In J.J. Sakurai's Modern Quantum Mechanics, the same operator $X$ acts on both, elements of the ket space and the bra space to produce elements of the ket and bra space, respectively. Mathematically, an operator is simply a map between two spaces.
So, how can the same operator act on the ket as well as the bra space?
This is what computer scientists would call (ad-hoc) polymorphic or “overloaded” functions: basically, an operator $X$ on the Hilbert space $\mathcal{H}$ is not just one function $X: \mathcal{H}\to\mathcal{H}$, but a family of two functions $$ X = \{ X_{\mathcal{H}}, \quad X_{\mathcal{H}^\ast} \} $$ with $$ X_{\mathcal{H}}: \mathcal{H}\to\mathcal{H}, \quad X_{\mathcal{H}^\ast}: \mathcal{H}^\ast\to\mathcal{H}^\ast $$ Since a Hilbert space's dual space (the “space of bra-vectors”) is a different space from $\mathcal{H}$ itself, it's always unambiguous which of the two functions you mean when applying $X$ to either a ket or a bra.
And the definition of $X_{\mathcal{H}^\ast}$ follows directly from the one of $X_{\mathcal{H}}$ vice versa. This is easy to see in one direction: $$ \bigl(X_{\mathcal{H}^\ast}(\langle f|)\bigr)(|v\rangle) = \langle f| \bigl(X_\mathcal{H}(|v\rangle)\bigr) $$ In the other direction, we need to invoke the Riesz representation theorem: for any $|v\rangle \in \mathcal{H}$, let $$\begin{align} \langle X_v^\ast| & \in\mathcal{H}^\ast \\ \langle X_v^\ast| &:= X_{\mathcal{H}^\ast}\bigl(\langle . , v\rangle\bigr). \end{align}$$ where by $\langle . , v\rangle$ I mean the function $$\begin{align} v^\ast & \in \mathcal{H}^\ast \\ v^\ast(w) & := \langle w,v\rangle \end{align}$$ (This is now not an application of dual-vectors, but the actual scalar product that comes with the Hilbert space!)
Then Riesz tells us that this corresponds to one unique element $X_v\in\mathcal{H}$, so we can define $$ X_{\mathcal H}(|v\rangle) := X_v. $$ And because physicists are lazy (good trait, although some overdo it), they avoid all the “obvious” parentheses etc., and just assume the reader will know how the operator needs to be applied, which space it lives in, etc.. Swapping between a bra- and a ket-version of a state implicitly always invokes the Riesz representation theorem, but this is seldom talked about.
The action (to the right) on the ket space naturally induces an action (to the left) on the bra space.
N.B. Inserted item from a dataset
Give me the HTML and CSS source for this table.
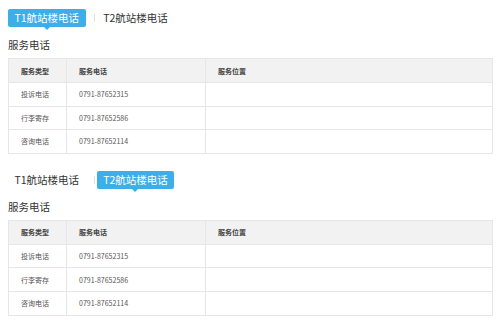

The bra space is the dual space of the ket space (that is the space of linear functionals over the kets). We can simply define $\left< \psi \right| X$ by its action on kets (or, since it's linear, on a basis of ket space and linear extension): $$ \big(\left< \psi \right| X\big) \left| \phi \right> := \left< \psi \right| \big( X \left| \phi \right>\big).$$ Such definitions are also common in pure mathematics. If you want to be pedantic, you can use some notation, e.g. $\iota(X)$, for die induced operator on the dual space.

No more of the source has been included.